Merchant juga diuntungkan karena tak perlu lagi repot
menyediakan banyak QR berbeda. Secara teknis, QRIS menggunakan standar
internasional EMVCo yang sudah disesuaikan dengan kebutuhan dalam negeri.
Selain praktis, QRIS juga memiliki sistem keamanan yang canggih dengan dukungan
enkripsi dan kontrol dari BI.
Kehadiran QRIS bukan hanya mempermudah transaksi, tetapi
juga menjadi langkah besar menuju kemandirian ekonomi digital nasional. QRIS
memungkinkan UMKM, pedagang kaki lima, hingga perusahaan besar untuk terlibat
dalam ekosistem digital tanpa harus mengeluarkan biaya besar untuk mesin EDC
atau infrastruktur lainnya. Lebih jauh lagi, QRIS kini juga mulai merambah ke
transaksi lintas negara.
Saat ini, QRIS sudah bisa digunakan di Thailand dan
Malaysia, dan akan segera terkoneksi dengan negara-negara ASEAN lainnya melalui
inisiatif ASEAN Cross-Border Payment. Ini menunjukkan bahwa QRIS tak hanya
penting bagi dalam negeri, tapi juga menjadi bagian dari strategi regional
untuk integrasi keuangan digital. Menariknya, meskipun QRIS adalah produk
buatan Indonesia, ia merupakan hasil pengembangan dari teknologi global yang
dimodifikasi dan disesuaikan demi kepentingan nasional.

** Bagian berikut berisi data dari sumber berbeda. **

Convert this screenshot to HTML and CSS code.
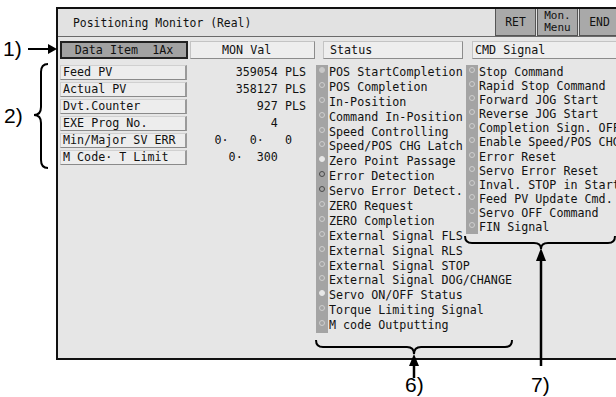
FILE: index.html
```html
<!DOCTYPE html>
<html lang="en">
<head>
  <meta charset="UTF-8" />
  <title>Positioning Monitor (Real)</title>
  <link rel="stylesheet" href="styles.css">
</head>
<body>
  <div class="page">
    <div class="screen">
      <div class="titlebar">
        <span class="title">Positioning Monitor (Real)</span>
        <div class="tbtns">
          <button class="tbtn">RET</button>
          <button class="tbtn two"><span>Mon.</span><span>Menu</span></button>
          <button class="tbtn">END</button>
        </div>
      </div>

      <div class="heads">
        <div class="hd hd-item">Data Item  1Ax</div>
        <div class="hd hd-val">MON Val</div>
        <div class="hd hd-status">Status</div>
        <div class="hd hd-cmd">CMD Signal</div>
      </div>

      <div class="main">
        <div class="data">
          <div class="drow"><span class="lbl">Feed PV</span><span class="val">359054 PLS</span></div>
          <div class="drow"><span class="lbl">Actual PV</span><span class="val">358127 PLS</span></div>
          <div class="drow"><span class="lbl">Dvt.Counter</span><span class="val">927 PLS</span></div>
          <div class="drow"><span class="lbl">EXE Prog No.</span><span class="val">4    </span></div>
          <div class="drow"><span class="lbl">Min/Major SV ERR</span><span class="val">0·   0·   0  </span></div>
          <div class="drow"><span class="lbl">M Code· T Limit</span><span class="val">0·  300    </span></div>
        </div>

        <div class="sig sig-status">
          <div class="srow"><span class="lamp fill"></span>POS StartCompletion</div>
          <div class="srow"><span class="lamp"></span>POS Completion</div>
          <div class="srow"><span class="lamp"></span>In-Position</div>
          <div class="srow"><span class="lamp"></span>Command In-Position</div>
          <div class="srow"><span class="lamp"></span>Speed Controlling</div>
          <div class="srow"><span class="lamp"></span>Speed/POS CHG Latch</div>
          <div class="srow"><span class="lamp on"></span>Zero Point Passage</div>
          <div class="srow"><span class="lamp dark"></span>Error Detection</div>
          <div class="srow"><span class="lamp dark"></span>Servo Error Detect.</div>
          <div class="srow"><span class="lamp"></span>ZERO Request</div>
          <div class="srow"><span class="lamp"></span>ZERO Completion</div>
          <div class="srow"><span class="lamp"></span>External Signal FLS</div>
          <div class="srow"><span class="lamp"></span>External Signal RLS</div>
          <div class="srow"><span class="lamp"></span>External Signal STOP</div>
          <div class="srow"><span class="lamp"></span>External Signal DOG/CHANGE</div>
          <div class="srow"><span class="lamp on"></span>Servo ON/OFF Status</div>
          <div class="srow"><span class="lamp"></span>Torque Limiting Signal</div>
          <div class="srow"><span class="lamp"></span>M code Outputting</div>
        </div>

        <div class="sig sig-cmd">
          <div class="srow"><span class="lamp"></span>Stop Command</div>
          <div class="srow"><span class="lamp"></span>Rapid Stop Command</div>
          <div class="srow"><span class="lamp"></span>Forward JOG Start</div>
          <div class="srow"><span class="lamp"></span>Reverse JOG Start</div>
          <div class="srow"><span class="lamp"></span>Completion Sign. OFF</div>
          <div class="srow"><span class="lamp"></span>Enable Speed/POS CHG</div>
          <div class="srow"><span class="lamp"></span>Error Reset</div>
          <div class="srow"><span class="lamp"></span>Servo Error Reset</div>
          <div class="srow"><span class="lamp"></span>Inval. STOP in Start</div>
          <div class="srow"><span class="lamp"></span>Feed PV Update Cmd.</div>
          <div class="srow"><span class="lamp"></span>Servo OFF Command</div>
          <div class="srow"><span class="lamp"></span>FIN Signal</div>
        </div>
      </div>
    </div>

    <!-- callout annotations -->
    <svg class="notes" width="616" height="397" viewBox="0 0 616 397">
      <g class="ntext">
        <text x="3" y="56">1)</text>
        <text x="4" y="123">2)</text>
        <text x="405" y="392">6)</text>
        <text x="531" y="392">7)</text>
      </g>
      <g fill="none" stroke="#000" stroke-width="2">
        <line x1="28" y1="49" x2="49" y2="49"/>
        <path d="M48,64 Q41,64 41,72 L41,107 Q41,115 34,115 Q41,115 41,123 L41,160 Q41,168 48,168"/>
        <path d="M316,340 Q316,347 323,347 L407,347 Q414,347 414,354 Q414,347 421,347 L505,347 Q512,347 512,340"/>
        <path d="M465,236 Q465,243 472,243 L534,243 Q541,243 541,249 Q541,243 548,243 L608,243 Q615,243 615,236"/>
        <line x1="414" y1="362" x2="414" y2="378" stroke-width="2.5"/>
        <line x1="541" y1="258" x2="541" y2="366" stroke-width="2.5"/>
      </g>
      <g fill="#000">
        <polygon points="48,44 57,49 48,54"/>
        <polygon points="414,354 409,366 419,366"/>
        <polygon points="541,248 536,261 546,261"/>
      </g>
    </svg>
  </div>
</body>
</html>
```

FILE: styles.css
```css
body {
  margin: 0;
  background: #fff;
  font-family: "DejaVu Sans Mono", "Liberation Mono", monospace;
  font-size: 11.7px;
  color: #111;
  overflow: hidden;
}

.page {
  position: relative;
  width: 616px;
  height: 397px;
  overflow: hidden;
}

.screen {
  box-sizing: border-box;
  margin: 7px 0 0 56px;
  width: 566px;
  height: 353px;
  border: 2px solid #111;
  border-right: none;
  background: #e6e6e6;
}

.titlebar {
  display: flex;
  align-items: stretch;
  height: 27px;
  padding-right: 2px;
  border-bottom: 1px solid #6a6a6a;
  background: #e2e2e2;
}

.title {
  align-self: center;
  padding-left: 15px;
  font-size: 11.4px;
}

.tbtns {
  display: flex;
  gap: 1px;
  margin-left: auto;
}

.tbtn {
  width: 41px;
  padding: 0;
  border: 1px solid #555;
  border-top: none;
  background: #a9a9a9;
  font-family: inherit;
  font-size: 11.4px;
  color: #111;
}

.tbtn.two {
  display: flex;
  flex-direction: column;
  align-items: center;
  justify-content: center;
  font-size: 11px;
  line-height: 12.5px;
}

.heads {
  display: flex;
  height: 18px;
  margin-top: 4px;
  padding-left: 2px;
}

.hd {
  box-sizing: border-box;
  display: flex;
  align-items: center;
  white-space: pre;
  background: #eeeeee;
  border: 1px solid #c4c4c4;
  border-right-color: #8c8c8c;
  border-bottom-color: #8c8c8c;
}

.hd-item {
  width: 128px;
  justify-content: center;
  border: 2px solid #222;
  background: #a2a2a2;
}

.hd-val {
  width: 125px;
  margin-left: 2px;
  padding-left: 31px;
}

.hd-status {
  width: 140px;
  margin-left: 8px;
  padding-left: 6px;
}

.hd-cmd {
  flex: 1;
  margin-left: 9px;
  padding-left: 2px;
}

.main {
  display: flex;
  align-items: flex-start;
  margin-top: 6px;
}

.data {
  width: 256px;
  padding-left: 2px;
}

.drow {
  display: flex;
  height: 15px;
  margin-bottom: 2px;
}

.lbl {
  box-sizing: border-box;
  width: 127px;
  padding-left: 2px;
  line-height: 13px;
  background: #ededed;
  border: 1px solid #d0d0d0;
  border-right: 2px solid #9a9a9a;
  border-bottom: 1px solid #8a8a8a;
}

.val {
  width: 117px;
  margin-left: 2px;
  text-align: right;
  white-space: pre;
  line-height: 15px;
}

.sig-status {
  width: 150px;
}

.sig-cmd {
  flex: 1;
  white-space: nowrap;
}

.srow {
  display: flex;
  height: 14.9px;
  line-height: 15px;
  white-space: pre;
}

.sig-cmd .srow {
  height: 14.1px;
  line-height: 14px;
}

.lamp {
  flex: none;
  position: relative;
  width: 12px;
  height: 100%;
  margin-right: 1px;
  background: #a4a4a4;
}

.lamp::after {
  content: "";
  position: absolute;
  left: 3px;
  top: 2px;
  box-sizing: border-box;
  width: 6px;
  height: 6px;
  border-radius: 50%;
  border: 1px solid #cfcfcf;
}

.lamp.fill::after {
  background: #c8c8c8;
  border-color: #c8c8c8;
}

.lamp.on::after {
  background: #e8e8e8;
  border-color: #e8e8e8;
}

.lamp.dark::after {
  border-color: #4a4a4a;
}

.notes {
  position: absolute;
  left: 0;
  top: 0;
  pointer-events: none;
}

.ntext {
  font-family: "Liberation Sans", Arial, sans-serif;
  font-size: 21px;
  fill: #000;
}
```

QRIS adalah contoh nyata bagaimana Indonesia bisa
memanfaatkan inovasi global seperti QR Code dari Jepang, lalu mengolahnya
menjadi solusi lokal yang revolusioner. Dengan QRIS, transaksi digital menjadi
lebih mudah, inklusif, murah, dan aman.
Setiap kali kita memindai QRIS, kita tak hanya sedang
membayar kita juga ikut berkontribusi dalam mendorong transformasi ekonomi
digital bangsa. Dari pabrik mobil di Jepang sampai warung kaki lima di
Nusantara, siapa sangka kotak kecil itu membawa cerita besar tentang inovasi,
kolaborasi, dan kedaulatan digital.
Jalur Menuju ASEAN Pay
Buat yang belum tahu, jalan menuju ASEAN Pay sudah ada. Itu
dibuktikan seperti QRIS sudah bisa digunakan di Thailand dan Malaysia. Lalu
juga turis Thailand bisa bayar di Bali pakai PromptPay. Kini Indonesia sedang
mencoba memperluas konektivitas ke Filipina dan Singapura. Semuanya dengan adanya
kesepakatan ASEAN Central Bank QR Connectivity Initiative.
Tak heran nantinya akan ada sistem cross-border real-time
payment. Artinya, bukan cuma QR, tapi juga bisa transfer uang antarnegara dalam
hitungan detik. Jelas ini menguntungkan ekonomi ASEAN yang selama ini dianggap
kalah dengan Asian Timur dan bahkan Uni Eropa. ASEAN Pay adalah wujudnya.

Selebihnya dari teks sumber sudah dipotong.